Material provided:
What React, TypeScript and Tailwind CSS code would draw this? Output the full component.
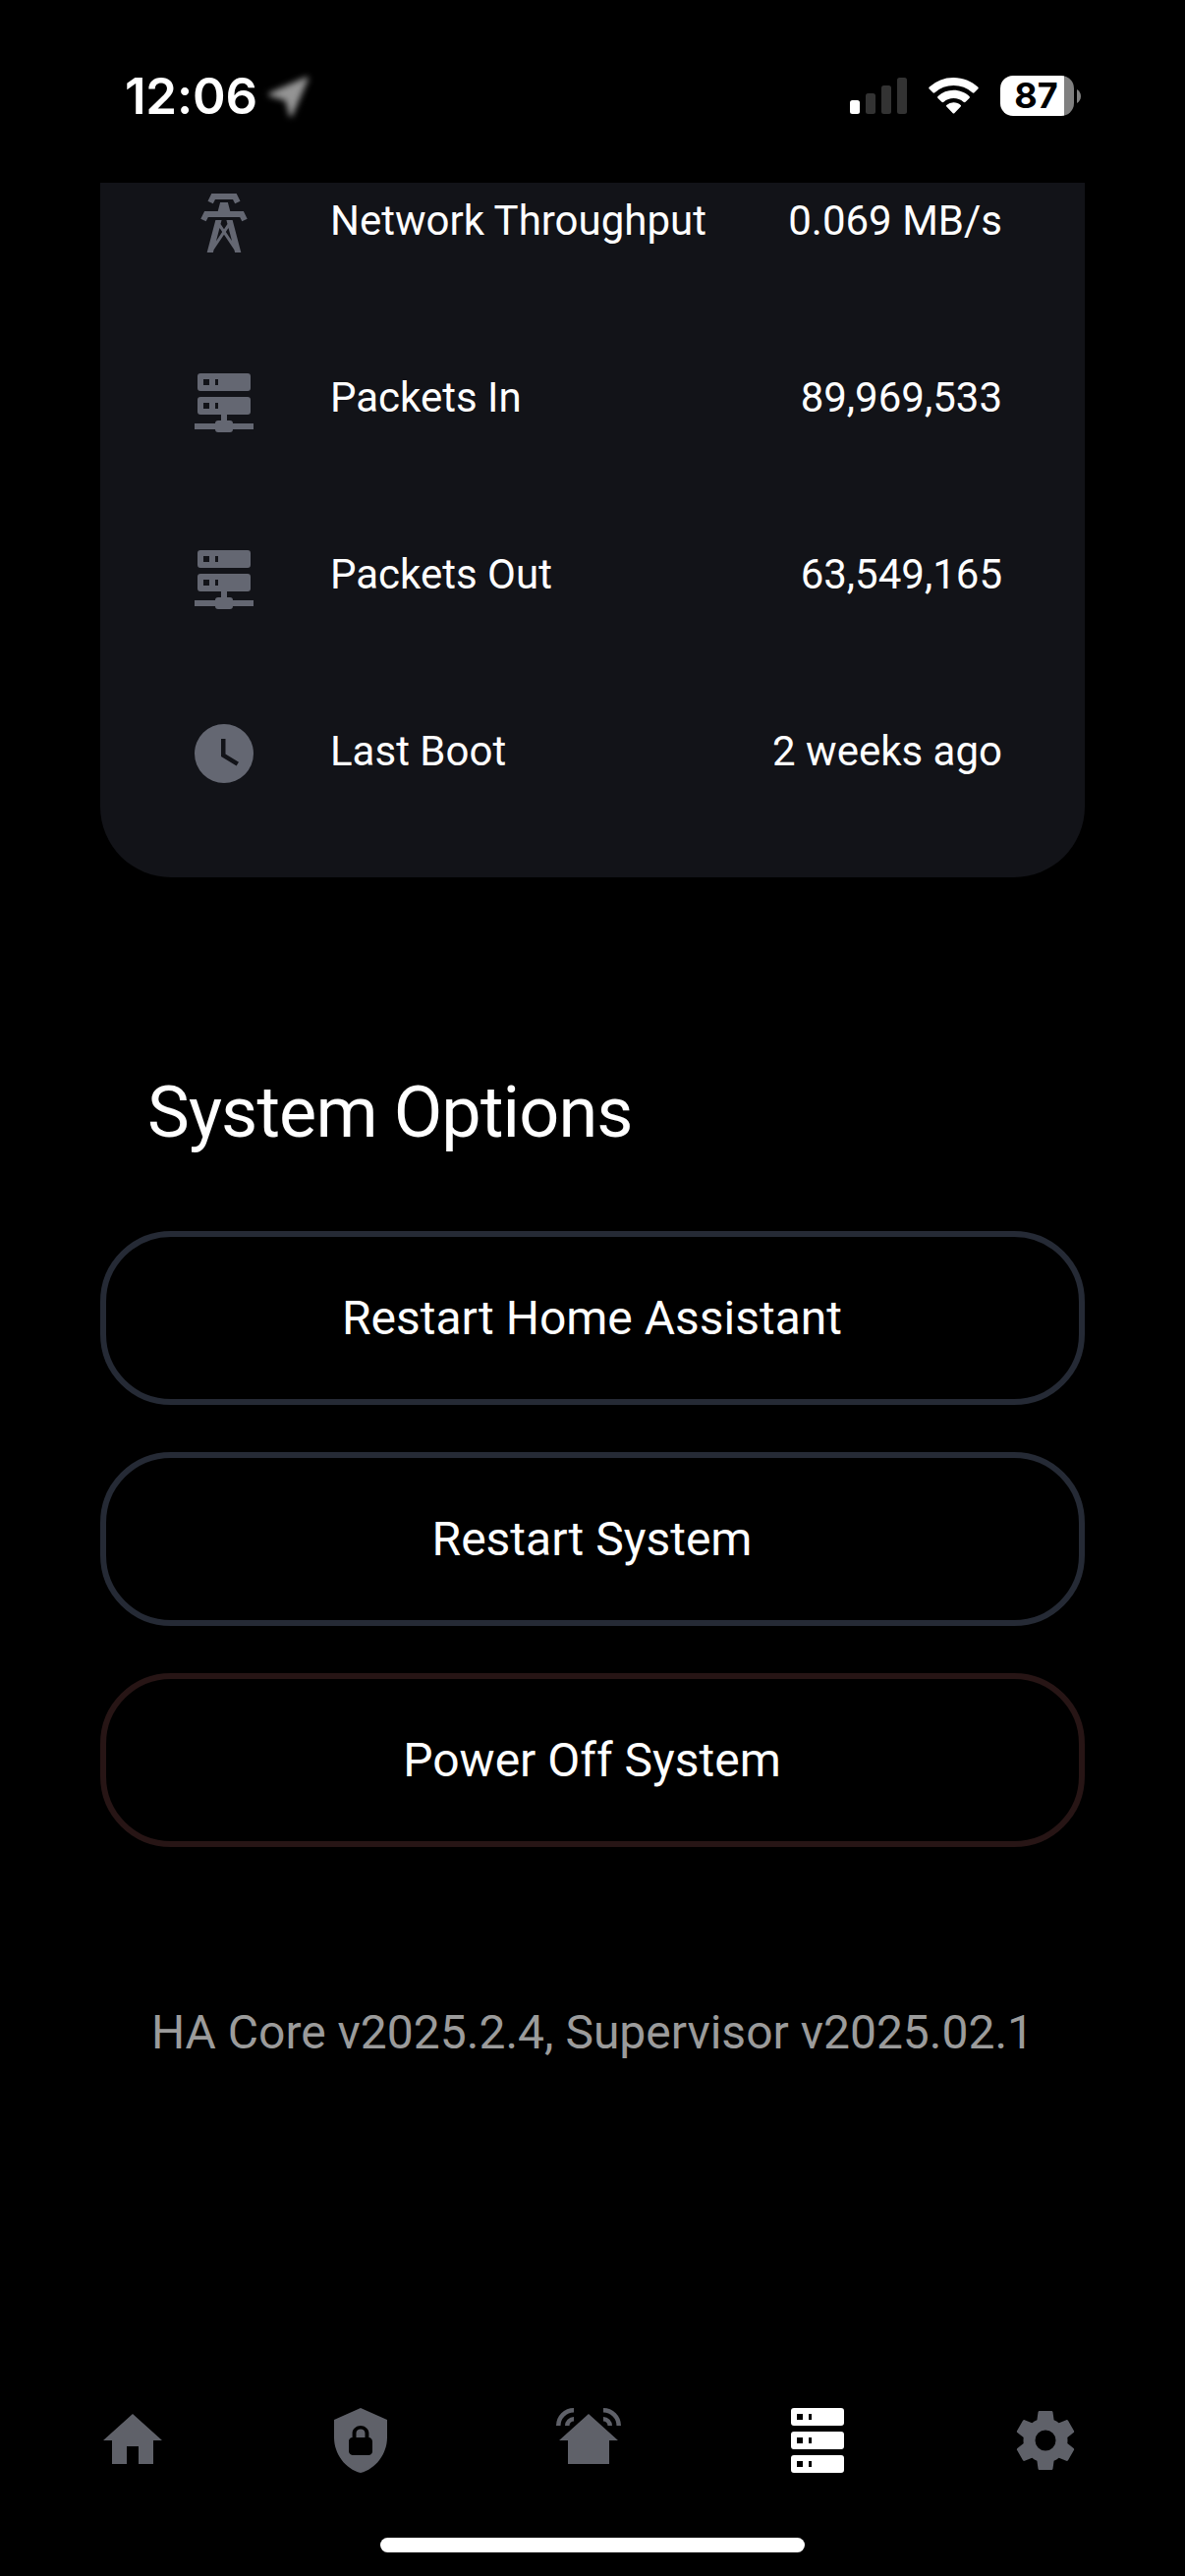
import React from "react";

const ICONS = {
  tower:
    "M8.28,5.45L6.5,4.55L7.76,2H16.23L17.5,4.55L15.72,5.44L15,4H9L8.28,5.45M18.62,8H14.09L13.3,5H10.7L9.91,8H5.38L4.1,10.55L5.89,11.44L6.62,10H17.38L18.1,11.45L19.89,10.56L18.62,8M17.77,22H15.7L15.46,21.1L12,15.9L8.53,21.1L8.3,22H6.23L9.12,11H11.19L10.83,12.35L12,14.1L13.16,12.35L12.81,11H14.88L17.77,22M11.4,15L10.5,13.65L9.32,18.13L11.4,15M14.68,18.12L13.5,13.64L12.6,15L14.68,18.12Z",
  serverNetwork:
    "M13,19H14A1,1 0 0,1 15,20H22V22H15A1,1 0 0,1 14,23H10A1,1 0 0,1 9,22H2V20H9A1,1 0 0,1 10,19H11V17H4A1,1 0 0,1 3,16V12A1,1 0 0,1 4,11H20A1,1 0 0,1 21,12V16A1,1 0 0,1 20,17H13V19M4,3H20A1,1 0 0,1 21,4V8A1,1 0 0,1 20,9H4A1,1 0 0,1 3,8V4A1,1 0 0,1 4,3M9,7H10V5H9V7M9,15H10V13H9V15M5,5V7H7V5H5M5,13V15H7V13H5Z",
  clock:
    "M12,2A10,10 0 0,0 2,12A10,10 0 0,0 12,22A10,10 0 0,0 22,12A10,10 0 0,0 12,2M16.2,16.2L11,13V7H12.5V12.2L17,14.9L16.2,16.2Z",
  home: "M10,20V14H14V20H19V12H22L12,3L2,12H5V20H10Z",
  shieldLock:
    "M12,1L3,5V11C3,16.55 6.84,21.74 12,23C17.16,21.74 21,16.55 21,11V5L12,1M12,7C13.4,7 14.8,8.1 14.8,9.5V11C15.4,11 16,11.6 16,12.3V15.8C16,16.4 15.4,17 14.7,17H9.2C8.6,17 8,16.4 8,15.7V12.2C8,11.6 8.6,11 9.2,11V9.5C9.2,8.1 10.6,7 12,7M12,8.2C11.2,8.2 10.5,8.7 10.5,9.5V11H13.5V9.5C13.5,8.7 12.8,8.2 12,8.2Z",
  homeSound:
    "M12,3L2,12H5V20H19V12H22L12,3M7,1V2.5A4.5,4.5 0 0,0 2.5,7H1A6,6 0 0,1 7,1M7,4V5.5A1.5,1.5 0 0,0 5.5,7H4A3,3 0 0,1 7,4M17,1V2.5A4.5,4.5 0 0,1 21.5,7H23A6,6 0 0,0 17,1M17,4V5.5A1.5,1.5 0 0,1 18.5,7H20A3,3 0 0,0 17,4Z",
  server:
    "M4,1H20A1,1 0 0,1 21,2V6A1,1 0 0,1 20,7H4A1,1 0 0,1 3,6V2A1,1 0 0,1 4,1M4,9H20A1,1 0 0,1 21,10V14A1,1 0 0,1 20,15H4A1,1 0 0,1 3,14V10A1,1 0 0,1 4,9M4,17H20A1,1 0 0,1 21,18V22A1,1 0 0,1 20,23H4A1,1 0 0,1 3,22V18A1,1 0 0,1 4,17M9,5H10V3H9V5M9,13H10V11H9V13M9,21H10V19H9V21M5,3V5H7V3H5M5,11V13H7V11H5M5,19V21H7V19H5Z",
  cog:
    "M12,15.5A3.5,3.5 0 0,1 8.5,12A3.5,3.5 0 0,1 12,8.5A3.5,3.5 0 0,1 15.5,12A3.5,3.5 0 0,1 12,15.5M19.43,12.97C19.47,12.65 19.5,12.33 19.5,12C19.5,11.67 19.47,11.34 19.43,11L21.54,9.37C21.73,9.22 21.78,8.95 21.66,8.73L19.66,5.27C19.54,5.05 19.27,4.96 19.05,5.05L16.56,6.05C16.04,5.66 15.5,5.32 14.87,5.07L14.5,2.42C14.46,2.18 14.25,2 14,2H10C9.75,2 9.54,2.18 9.5,2.42L9.13,5.07C8.5,5.32 7.96,5.66 7.44,6.05L4.95,5.05C4.73,4.96 4.46,5.05 4.34,5.27L2.34,8.73C2.21,8.95 2.27,9.22 2.46,9.37L4.57,11C4.53,11.34 4.5,11.67 4.5,12C4.5,12.33 4.53,12.65 4.57,12.97L2.46,14.63C2.27,14.78 2.21,15.05 2.34,15.27L4.34,18.73C4.46,18.95 4.73,19.03 4.95,18.95L7.44,17.94C7.96,18.34 8.5,18.68 9.13,18.93L9.5,21.58C9.54,21.82 9.75,22 10,22H14C14.25,22 14.46,21.82 14.5,21.58L14.87,18.93C15.5,18.67 16.04,18.34 16.56,17.94L19.05,18.95C19.27,19.03 19.54,18.95 19.66,18.73L21.66,15.27C21.78,15.05 21.73,14.78 21.54,14.63L19.43,12.97Z",
};

type IconName = keyof typeof ICONS;

function Icon({ name, className }: { name: IconName; className?: string }) {
  return (
    <svg viewBox="0 0 24 24" className={`size-[72px] shrink-0 ${className ?? ""}`} fill="currentColor">
      <path fillRule="evenodd" d={ICONS[name]} />
    </svg>
  );
}

const ROWS: { icon: IconName; label: string; value: string }[] = [
  { icon: "tower", label: "Network Throughput", value: "0.069 MB/s" },
  { icon: "serverNetwork", label: "Packets In", value: "89,969,533" },
  { icon: "serverNetwork", label: "Packets Out", value: "63,549,165" },
  { icon: "clock", label: "Last Boot", value: "2 weeks ago" },
];

const ACTIONS = [
  { label: "Restart Home Assistant", border: "border-[#252a35]" },
  { label: "Restart System", border: "border-[#252a35]" },
  { label: "Power Off System", border: "border-[#271515]" },
];

const TABS: { icon: IconName; active?: boolean }[] = [
  { icon: "home" },
  { icon: "shieldLock" },
  { icon: "homeSound" },
  { icon: "server", active: true },
  { icon: "cog" },
];

function StatusBar() {
  return (
    <header className="flex h-[186px] items-start justify-between pl-[127px] pr-[106px] pt-[76px] font-[Inter,sans-serif]">
      <div className="flex h-[43px] items-center">
        <span className="w-[144px] whitespace-nowrap text-[51px] font-semibold leading-[43px] tracking-[-0.2px]">12:06</span>
        <svg viewBox="0 0 50 50" className="size-[50px] blur-[3px]">
          <path d="M41 7 L25 44 L21 28 L4 23 Z" fill="#949494" stroke="#949494" strokeWidth="3.5" strokeLinejoin="round" />
        </svg>
      </div>
      <div className="flex h-[43px] items-start pt-px">
        <svg viewBox="0 0 58 41" className="h-[41px] w-[58px]">
          <rect x="0" y="25" width="10" height="14" rx="2.5" fill="#fff" />
          <rect x="16" y="18" width="10" height="21" rx="2.5" fill="#333" />
          <rect x="32" y="10" width="10" height="29" rx="2.5" fill="#333" />
          <rect x="48" y="2" width="10" height="37" rx="2.5" fill="#333" />
        </svg>
        <svg viewBox="0 0 52 41" className="ml-[22px] h-[41px] w-[52px]" fill="#fff">
          <path d="M25.5 2C35 2 43.8 5.600 50.200 11.600Q51.200 12.600 50.300 13.600L46.600 17.300Q45.600 18.200 44.600 17.300A28.300 28.300 0 0 0 6.400 17.300Q5.400 18.200 4.400 17.300L.7 13.600Q-.2 12.600.8 11.600A36 36 0 0 1 25.500 2Z" />
          <path d="M25.500 14.700C31.600 14.700 37.200 17 41.500 20.900Q42.500 21.900 41.500 22.900L37.600 26.700Q36.600 27.600 35.500 26.700A15.500 15.500 0 0 0 15.500 26.700Q14.400 27.600 13.400 26.700L9.500 22.900Q8.500 21.900 9.500 20.900A24 24 0 0 1 25.500 14.700Z" />
          <path d="M25.500 27.300C28.300 27.300 30.800 28.300 32.700 29.900Q33.500 30.700 32.700 31.600L26.500 37.900Q25.500 38.900 24.500 37.900L18.300 31.600Q17.500 30.700 18.300 29.900A11 11 0 0 1 25.500 27.300Z" />
        </svg>
        <div className="ml-[21px] flex items-center">
          <div className="flex h-[41px] w-[75px] items-center justify-center rounded-[13px] bg-linear-to-r from-white from-[65px] to-[#808080] to-[65px] pr-[2px] text-[36px] font-bold leading-[41px] text-black">
            87
          </div>
          <svg viewBox="0 0 4 14" className="ml-[3px] h-[14px] w-[4px]">
            <path d="M0 0C2.500 1.500 4 4 4 7S2.500 12.500 0 14Z" fill="#808080" />
          </svg>
        </div>
      </div>
    </header>
  );
}

export default function App() {
  return (
    <div className="flex h-[2622px] w-[1206px] flex-col overflow-hidden bg-black font-[Roboto,sans-serif] text-white">
      <StatusBar />
      <main className="flex flex-1 flex-col px-[102px]">
        <section className="h-[707px] overflow-hidden rounded-b-[72px] bg-[#121318]">
          <ul className="-mt-[49px] pl-[90px] pr-[84px]">
            {ROWS.map((row) => (
              <li key={row.label} className="flex h-[180px] items-center">
                <Icon name={row.icon} className="text-[#646772]" />
                <span className="ml-[72px] flex-1 pb-[5px] text-[42px] leading-[60px]">{row.label}</span>
                <span className="pb-[5px] text-[42px] leading-[60px]">{row.value}</span>
              </li>
            ))}
          </ul>
        </section>

        <h1 className="mt-[195px] pl-[48px] text-[72px] leading-[90px] tracking-[-0.012em]">System Options</h1>

        <div className="mt-[75px] flex flex-col gap-[48px]">
          {ACTIONS.map((a) => (
            <button key={a.label} className={`h-[177px] rounded-[72px] border-[6px] pr-[1px] text-[48px] leading-[60px] ${a.border}`}>
              {a.label}
            </button>
          ))}
        </div>

        <p className="mt-[159px] text-center text-[48px] leading-[60px] text-[#9b9b9b]">
          HA Core v2025.2.4, Supervisor v2025.02.1
        </p>
      </main>

      <nav className="ml-[18.6px] flex h-[72px] w-[1161.6px]">
        {TABS.map((t) => (
          <a key={t.icon} className={`flex flex-1 justify-center ${t.active ? "text-white" : "text-[#5f6169]"}`}>
            <Icon name={t.icon} />
          </a>
        ))}
      </nav>
      <div className="mx-auto mb-[24px] mt-[63px] h-[15px] w-[432px] rounded-full bg-white" />
    </div>
  );
}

The problem:
Write out an exact copy of the listing, first line through the line containing "import React from", with the pictures left out.

Right answer:
What React, TypeScript and Tailwind CSS code would draw this? Output the full component.
import React from "react";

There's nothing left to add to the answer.